Aliás, esta redução de 25% prevista no plano regional afectará a nossa economia agrícola e, de uma forma transversal, todos os outros sectores de actividade.

CA: Um corte de 25% nos investimentos na Agricultura, põe em causa a economia açoriana?
JR: Pode pôr em causa alguns investimentos para o futuro da própria agricultura e a própria economia açoriana.

CA: Qual é a posição da Associação Agrícola de São Miguel sobre a perspectiva do preço do leite baixar, agora, com a sazonalidade?
JR: Hoje existem cada vez menos argumentos por parte da indústria nas questões da sazonalidade.
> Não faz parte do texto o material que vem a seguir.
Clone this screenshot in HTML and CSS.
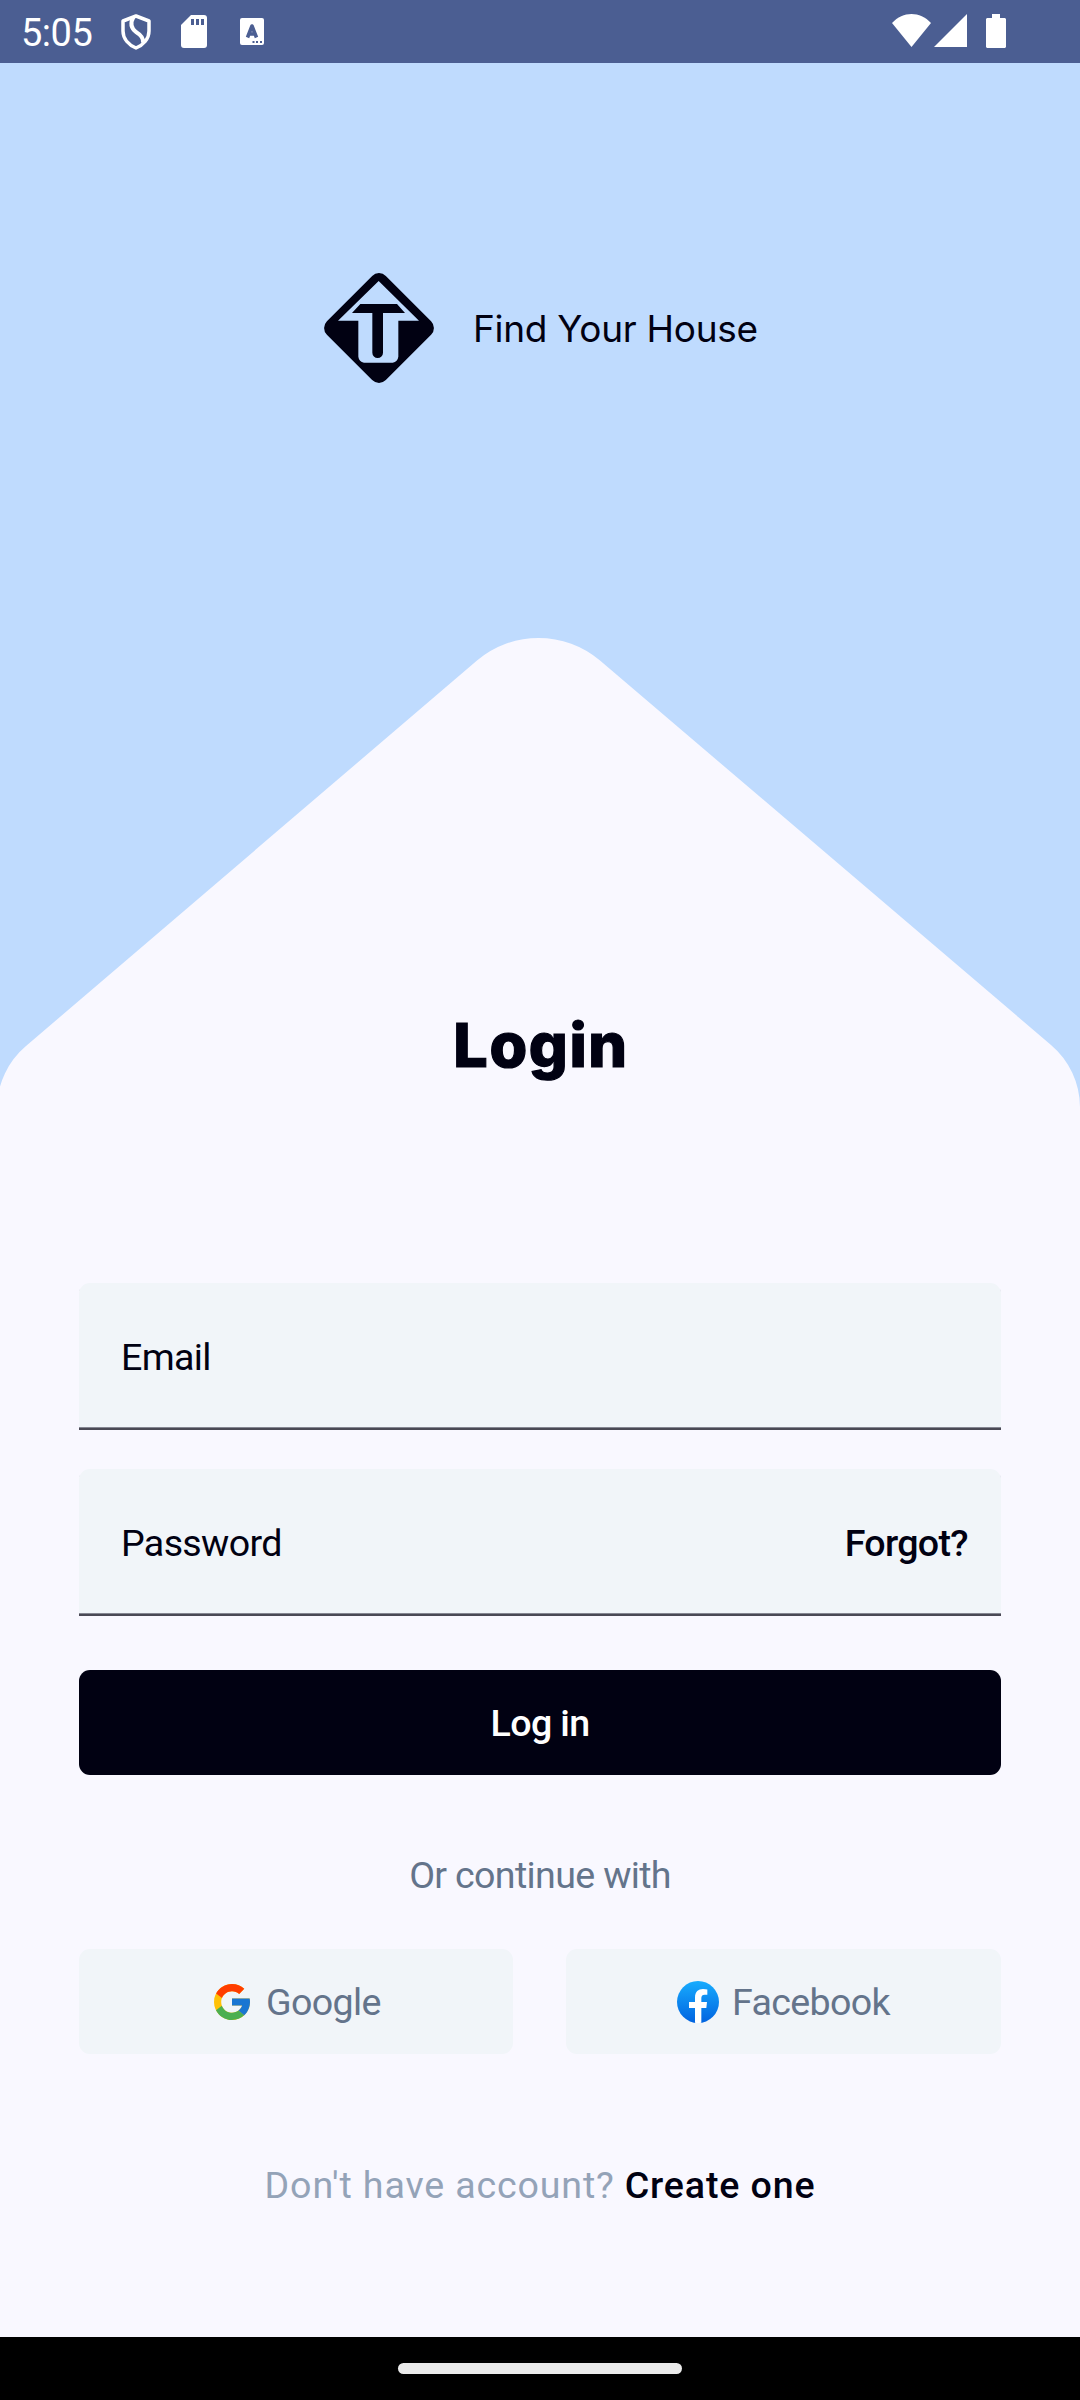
FILE: index.html
```html
<!DOCTYPE html>
<html lang="en">
<head>
<meta charset="utf-8">
<title>Login</title>
<link rel="stylesheet" href="styles.css">
</head>
<body>
<div class="screen">
  <header class="status">
    <span class="clock">5:05</span>
    <svg class="shield" width="30" height="36" viewBox="0 0 30 36" fill="none" stroke="#fff" stroke-width="3.500" stroke-linejoin="round"><path d="M15 2 28 7V17C28 25 22 31 15 34 8 31 2 25 2 17V7Z"/><path d="M12.500 3C9 9 10 14 15 18 20 21 23 24 22 29" stroke-width="4"/></svg>
    <svg class="sdcard" width="26" height="33" viewBox="0 0 26 33"><path fill="#fff" d="M10 0H23a3 3 0 0 1 3 3V30a3 3 0 0 1-3 3H3a3 3 0 0 1-3-3V10Z"/><path fill="#4b5e92" d="M10 4h3v6h-3zM15 4h3v6h-3zM20 4h3v6h-3z"/></svg>
    <svg class="keyboard" width="24" height="27" viewBox="0 0 24 27"><rect width="24" height="27" rx="2" fill="#fff"/><path d="M7.500 19.500 12 8 16.500 19.500M9 16h6" fill="none" stroke="#4b5e92" stroke-width="3.600" stroke-linejoin="round"/><path fill="#4b5e92" d="M12.500 23h2v2h-2zM16 23h2v2h-2zM20 23h2v2h-2z"/></svg>
    <span class="spacer"></span>
    <svg class="wifi" width="39" height="33" viewBox="0 0 39 33"><path fill="#fff" d="M0 9C11-3 28-3 39 9L19.500 33Z"/></svg>
    <svg class="signal" width="33" height="33" viewBox="0 0 33 33"><path fill="#fff" d="M33 0V33H0Z"/></svg>
    <svg class="battery" width="20" height="34" viewBox="0 0 20 34"><path fill="#fff" d="M6 0h8v4h5l1 1v28l-1 1H1l-1-1V5l1-1h5z"/></svg>
  </header>

  <main class="content">
    <svg class="roof" width="1080" height="1060" viewBox="0 63 1080 1060"><path fill="#f9f8ff" d="M-3 1123V1107A82 82 0 0 1 26 1046L477 660.500A95 95 0 0 1 600 660.500L1051 1045A82 82 0 0 1 1080 1107V1123Z"/></svg>

    <div class="brand">
      <svg width="110" height="110" viewBox="42 39 330 330"><rect x="82" y="79" width="250" height="250" rx="29" fill="#010112" transform="rotate(45 207 204)"/><path fill="#bfdbfe" d="M206 63 327 182H265V290Q263 305 248 308H162Q147 305 145 290V182H84Z"/><path fill="#010112" d="M151 132H261L285 159H219V278A16 16 0 0 1 187 278V159H126Z"/></svg>
      <span class="brand-name">Find Your House</span>
    </div>

    <h1 class="title">Login</h1>

    <form class="form">
      <div class="field"><span class="label">Email</span></div>
      <div class="field"><span class="label">Password</span><a class="forgot">Forgot?</a></div>
      <button class="submit" type="button">Log in</button>
    </form>

    <p class="or"><span>Or continue with</span></p>

    <div class="social">
      <button class="provider google" type="button">
        <svg width="36" height="36" viewBox="4 4 40 40"><path fill="#FFC107" d="M43.611 20.083H42V20H24v8h11.303c-1.649 4.657-6.080 8-11.303 8-6.627 0-12-5.373-12-12s5.373-12 12-12c3.059 0 5.842 1.154 7.961 3.039l5.657-5.657C34.046 6.053 29.268 4 24 4 12.955 4 4 12.955 4 24s8.955 20 20 20 20-8.955 20-20c0-1.341-.138-2.650-.389-3.917z"/><path fill="#FF3D00" d="M6.306 14.691l6.571 4.819C14.655 15.108 18.961 12 24 12c3.059 0 5.842 1.154 7.961 3.039l5.657-5.657C34.046 6.053 29.268 4 24 4 16.318 4 9.656 8.337 6.306 14.691z"/><path fill="#4CAF50" d="M24 44c5.166 0 9.860-1.977 13.409-5.192l-6.190-5.238C29.211 35.091 26.715 36 24 36c-5.202 0-9.619-3.317-11.283-7.946l-6.522 5.025C9.505 39.556 16.227 44 24 44z"/><path fill="#1976D2" d="M43.611 20.083H42V20H24v8h11.303c-.792 2.237-2.231 4.166-4.087 5.571l6.193 5.238C36.971 39.205 44 34 44 24c0-1.341-.138-2.650-.389-3.917z"/></svg>
        <span class="name">Google</span>
      </button>
      <button class="provider facebook" type="button">
        <svg width="42" height="42" viewBox="0 0 126 126"><defs><linearGradient id="fb" x1="0" y1="0" x2="0" y2="1"><stop offset="0" stop-color="#18acfe"/><stop offset="1" stop-color="#0163e0"/></linearGradient></defs><circle cx="63" cy="63" r="63" fill="url(#fb)"/><path fill="#fff" d="M54 125.500V81H36V63H54V50C54 32 64 24 78 24Q86 24 91 25.500V41H83Q73 41 73 51V63H90L88 81H73V125.500Q63 127 54 125.500Z"/></svg>
        <span class="name">Facebook</span>
      </button>
    </div>

    <p class="signup"><span class="ask">Don't have account?</span><a class="create">Create one</a></p>
  </main>

  <footer class="navbar"><div class="pill"></div></footer>
</div>
</body>
</html>
```
FILE: styles.css
```css
* { box-sizing: border-box; }

body {
  margin: 0;
  font-family: Roboto, "Noto Sans", sans-serif;
  font-size: 37.6px;
  line-height: 44px;
  letter-spacing: -0.66px;
  color: #010112;
}

svg { display: block; flex: none; }

.screen {
  width: 1080px;
  height: 2400px;
  display: flex;
  flex-direction: column;
  overflow: hidden;
}

.status {
  height: 63px;
  flex: none;
  display: flex;
  align-items: flex-start;
  padding: 14px 74px 0 21px;
  background: #4b5e92;
}

.clock {
  width: 100px;
  height: 44px;
  font-size: 38px;
  line-height: 39px;
  letter-spacing: -0.5px;
  color: #fff;
}

.sdcard { margin: 1px 0 0 30px; }
.keyboard { margin: 4px 0 0 33px; }
.spacer { flex: 1; }
.signal { margin-left: 3px; }
.battery { margin-left: 19px; }

.content {
  position: relative;
  flex: 1;
  display: flex;
  flex-direction: column;
  padding: 210px 79px 0;
  background: linear-gradient(#bfdbfe 1060px, #f9f8ff 1060px);
}

.content > * { position: relative; }
.content > .roof { position: absolute; top: 0; left: 0; }

.brand {
  height: 110px;
  display: flex;
  align-items: center;
  gap: 39px;
  padding-left: 245px;
}

.brand-name {
  padding-top: 2px;
  font-family: Inter, sans-serif;
  font-size: 37px;
  letter-spacing: -0.28px;
  white-space: nowrap;
}

.title {
  margin: 624px 0 0;
  height: 76px;
  text-align: center;
  font-family: Inter, sans-serif;
  font-size: 61px;
  font-weight: 800;
  line-height: 76px;
  letter-spacing: 1.6px;
  text-indent: 2px;
  -webkit-text-stroke: 1.2px #010112;
}

.form { margin-top: 200px; display: flex; flex-direction: column; }

.field {
  height: 147px;
  margin-bottom: 39px;
  padding: 0 33px 0 42px;
  display: flex;
  justify-content: space-between;
  align-items: center;
  background: #f1f5f9;
  border-radius: 11px 11px 0 0;
  box-shadow: inset 0 -2px #4a4955, inset 0 -3px #858792;
}

.forgot, .submit, .create { font-weight: 500; }

button { border: 0; font: inherit; letter-spacing: inherit; padding: 0; }

.submit {
  height: 105px;
  margin-top: 15px;
  border-radius: 11px;
  background: #010112;
  color: #fff;
}

.or { margin: 78px 0 0; text-align: center; color: #64748b; }

.social { display: grid; grid-template-columns: 434px 435px; gap: 53px; margin-top: 52px; }

.provider {
  height: 105px;
  display: flex;
  align-items: center;
  border-radius: 11px;
  background: #f1f5f9;
  color: #64748b;
}

.google { padding-left: 135px; gap: 16px; }
.facebook { padding-left: 111px; gap: 13px; }

.signup {
  margin: 109px 0 0;
  display: flex;
  justify-content: center;
  gap: 10px;
  letter-spacing: 0.85px;
  white-space: nowrap;
}

.ask { color: #94a3b8; }

.navbar {
  height: 63px;
  flex: none;
  display: flex;
  justify-content: center;
  padding-top: 26px;
  background: #000;
}

.pill { width: 284px; height: 11px; border-radius: 6px; background: #ebebeb; }
```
E tanto existe menos argumentos que, muitas vezes, tem havido várias alterações na aplicação directa da sazonalidade. Houve um período em que a indústria justificava, constantemente, que a sazonalidade resultava de questões de mercado. Mas, neste momento, não há quaisquer problemas de escoamento dos produtos lácteos açorianos. E, por incrível que seja, se alguém quiser dizer o contrário, está a mentir.
Em termos de mercado, presentemente, as indústrias de lacticínios de São Miguel têm tudo vendido ou quase. Há uma guerra interna entre as indústrias por procura de leite com efeitos positivos, durante o mês de Janeiro, na produção, com alguns aumentos de preço praticados por algumas indústrias. Ora, se eles aumentaram o preço do leite em Janeiro – por falta de leite – o mês de Fevereiro, Março e Abril vão na mesma linha. Até porque as condições climáticas não foram muito boas, os custos de produção estão muito em alta e, face a estas circunstâncias, não é fácil aumentar muito a nossa produção leiteira.
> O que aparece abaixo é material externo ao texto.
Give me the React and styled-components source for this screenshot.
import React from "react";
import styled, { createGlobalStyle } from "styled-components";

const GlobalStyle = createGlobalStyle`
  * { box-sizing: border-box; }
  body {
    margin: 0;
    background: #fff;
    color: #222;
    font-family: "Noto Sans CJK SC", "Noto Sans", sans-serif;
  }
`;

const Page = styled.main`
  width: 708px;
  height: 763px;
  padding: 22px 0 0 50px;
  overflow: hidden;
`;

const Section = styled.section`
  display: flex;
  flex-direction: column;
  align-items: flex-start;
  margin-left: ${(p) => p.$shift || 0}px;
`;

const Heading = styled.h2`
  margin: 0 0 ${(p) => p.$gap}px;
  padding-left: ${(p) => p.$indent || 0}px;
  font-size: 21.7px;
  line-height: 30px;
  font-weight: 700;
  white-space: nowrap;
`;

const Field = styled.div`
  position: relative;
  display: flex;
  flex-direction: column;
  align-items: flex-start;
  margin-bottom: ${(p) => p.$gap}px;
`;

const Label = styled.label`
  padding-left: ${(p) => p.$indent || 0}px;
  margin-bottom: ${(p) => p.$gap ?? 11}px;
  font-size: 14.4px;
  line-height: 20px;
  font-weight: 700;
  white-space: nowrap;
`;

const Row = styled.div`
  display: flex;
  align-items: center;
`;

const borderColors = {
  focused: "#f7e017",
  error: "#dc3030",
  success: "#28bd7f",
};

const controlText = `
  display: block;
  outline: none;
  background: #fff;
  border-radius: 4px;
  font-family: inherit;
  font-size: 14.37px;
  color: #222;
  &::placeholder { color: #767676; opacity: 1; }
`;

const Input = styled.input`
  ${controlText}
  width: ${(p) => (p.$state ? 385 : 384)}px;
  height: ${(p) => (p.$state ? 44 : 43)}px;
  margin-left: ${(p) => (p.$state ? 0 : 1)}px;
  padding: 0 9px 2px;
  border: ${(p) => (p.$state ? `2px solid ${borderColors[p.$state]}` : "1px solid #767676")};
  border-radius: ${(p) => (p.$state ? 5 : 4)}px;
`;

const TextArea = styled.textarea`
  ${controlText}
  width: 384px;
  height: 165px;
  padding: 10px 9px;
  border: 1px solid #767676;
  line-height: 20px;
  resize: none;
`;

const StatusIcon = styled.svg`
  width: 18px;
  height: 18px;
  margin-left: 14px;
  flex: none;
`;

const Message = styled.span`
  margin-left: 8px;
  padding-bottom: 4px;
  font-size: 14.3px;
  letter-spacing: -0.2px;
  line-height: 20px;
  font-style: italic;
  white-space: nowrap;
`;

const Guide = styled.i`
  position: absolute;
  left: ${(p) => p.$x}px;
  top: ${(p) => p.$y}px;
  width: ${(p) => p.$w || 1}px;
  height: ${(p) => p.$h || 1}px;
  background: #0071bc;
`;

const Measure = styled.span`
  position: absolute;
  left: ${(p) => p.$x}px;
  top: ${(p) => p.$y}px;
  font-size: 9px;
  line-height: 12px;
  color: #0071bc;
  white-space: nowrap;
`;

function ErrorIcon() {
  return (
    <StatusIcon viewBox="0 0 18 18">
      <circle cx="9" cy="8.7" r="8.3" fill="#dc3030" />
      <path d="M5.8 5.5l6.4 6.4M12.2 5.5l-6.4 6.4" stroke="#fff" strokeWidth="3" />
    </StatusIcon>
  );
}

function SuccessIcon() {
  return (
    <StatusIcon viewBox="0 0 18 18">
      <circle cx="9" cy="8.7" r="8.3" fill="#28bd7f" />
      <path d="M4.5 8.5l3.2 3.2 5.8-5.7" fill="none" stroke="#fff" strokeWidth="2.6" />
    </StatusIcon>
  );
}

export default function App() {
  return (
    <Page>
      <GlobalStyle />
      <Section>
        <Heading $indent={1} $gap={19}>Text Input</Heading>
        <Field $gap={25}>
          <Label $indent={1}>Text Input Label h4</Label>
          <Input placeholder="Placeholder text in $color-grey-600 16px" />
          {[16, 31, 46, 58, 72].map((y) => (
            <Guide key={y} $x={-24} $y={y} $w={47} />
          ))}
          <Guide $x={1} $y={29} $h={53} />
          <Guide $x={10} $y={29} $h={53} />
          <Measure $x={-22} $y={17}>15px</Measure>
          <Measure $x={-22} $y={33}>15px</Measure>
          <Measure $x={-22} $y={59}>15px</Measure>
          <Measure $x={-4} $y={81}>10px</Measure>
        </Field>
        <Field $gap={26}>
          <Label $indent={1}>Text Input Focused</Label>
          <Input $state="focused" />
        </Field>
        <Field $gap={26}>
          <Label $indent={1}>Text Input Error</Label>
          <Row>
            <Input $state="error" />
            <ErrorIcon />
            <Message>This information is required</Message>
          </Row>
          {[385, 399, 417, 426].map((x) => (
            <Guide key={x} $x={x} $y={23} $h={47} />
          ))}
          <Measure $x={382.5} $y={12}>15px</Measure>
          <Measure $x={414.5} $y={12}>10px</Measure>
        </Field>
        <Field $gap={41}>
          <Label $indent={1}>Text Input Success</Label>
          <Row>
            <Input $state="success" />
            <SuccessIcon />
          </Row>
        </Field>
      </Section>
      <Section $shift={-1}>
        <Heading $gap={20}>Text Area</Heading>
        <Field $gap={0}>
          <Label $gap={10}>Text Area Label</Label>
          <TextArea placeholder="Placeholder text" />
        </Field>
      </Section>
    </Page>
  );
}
E a indústria, ao necessitar de mais leite, não é baixando o preço do leite na produção que poderá ter este efeito. Aliás, se houver alguma indústria que baixe o preço do leite nos próximos tempos, saberá que da parte da Associação Agrícola de São Miguel, tudo faremos para que a indústria que assim proceda tenha menos leite no futuro. Iremos mesmo criar grandes dificuldades à indústria que não tiver bom senso e algum equilíbrio na situação da sozanalidade que ocorre nesta altura.
Temos de reconhecer que as indústrias, algumas vezes, - hoje mais do que ontem – têm tido comportamentos muito positivos que nós realçamos. Neste momento, a nossa indústria está bem apetrechada e modernizada. Houve muitos apoios do Governo dos Açores nestas indústrias e hoje também se reconhece que elas começam a apresentar alguns produtos com valor acrescentado, procurando novos mercados no exterior.
A verdade é que a indústria tem feito muito melhor o seu trabalho de casa, com leites e queijos premiados em diversos certames a nível nacional. Ou seja, neste momento, ninguém na produção está à espera de uma baixa do preço de leite na sazonalidade.
Pelas contas que todos nós temos, não pode haver uma baixa do preço do leite e até deve haver subidas do preço do leite à produção nos próximos tempos, face a custos de produção em alta. Basta olhar os preços recorde do gasóleo agrícola, as subidas dos preços dos cereais, o aumento das taxas de juro e as dificuldades de crédito e até as condições climáticas não nos ajudam. A indústria tem conhecimento desta nossa realidade porque tem os mesmos dados que nós. E, em contrapartida, este mesma indústria está numa posição favorável em termos de escoamento dos seus produtos e alguns até com algum valor acrescentado. Obviamente que, face a estas circunstâncias, há que repartir dificuldades e tem de haver consciência e bom senso.

CA: Sabendo que a Unileite tem vindo a assumir um papel preponderante na definição dos preços do leite à produção durante os últimos anos, toda a lavoura está esperançada que mantenha a sua postura de vanguarda e passe por cima da sazonalidade sem mexer nos preços do leite à produção. Acredita que a Unileite não vai baixar o preço do litro de leite no período de sazonalidade?
JR: Estou convencido de que a Unileite não baixará, nos próximos tempos, o preço do leite em resultado da sazonalidade. A Unileite também tem todos os seus produtos vendidos. Tem produtos que estão a ser valorizados no mercado. Portanto, é uma indústria que tem crescido de forma sustentada e bem organizada. Tem uma orientação de mercado mais ou menos estável. Aplaudimos esta realidade porque é isso que todos nós desejamos.
E a Unileite tem a noção de que, neste momento, se houver uma baixa no preço do leite, a descapitalização é total na produção. A indústria precisa de leite, nós precisamos da indústria para transformar o nosso leite mas, obviamente, que tem de ser a custo em que todos nós possamos produzir e possamos ter algum rendimento.
Sabendo que nem todo o preço do leite que as indústrias pagam tem, em toda a linha, a ver com eles, mas sim com uma distribuição que tem sido o elemento da fileira do leite que fica com a fatia de leão. A jusante, só têm de vender ao consumidor e os produtos lácteos, muitas vezes, servem como chamariz para boas campanhas de marketing.
A grande distribuição tem que ter aqui uma atenção especial para um sector de actividade que é vital na Região.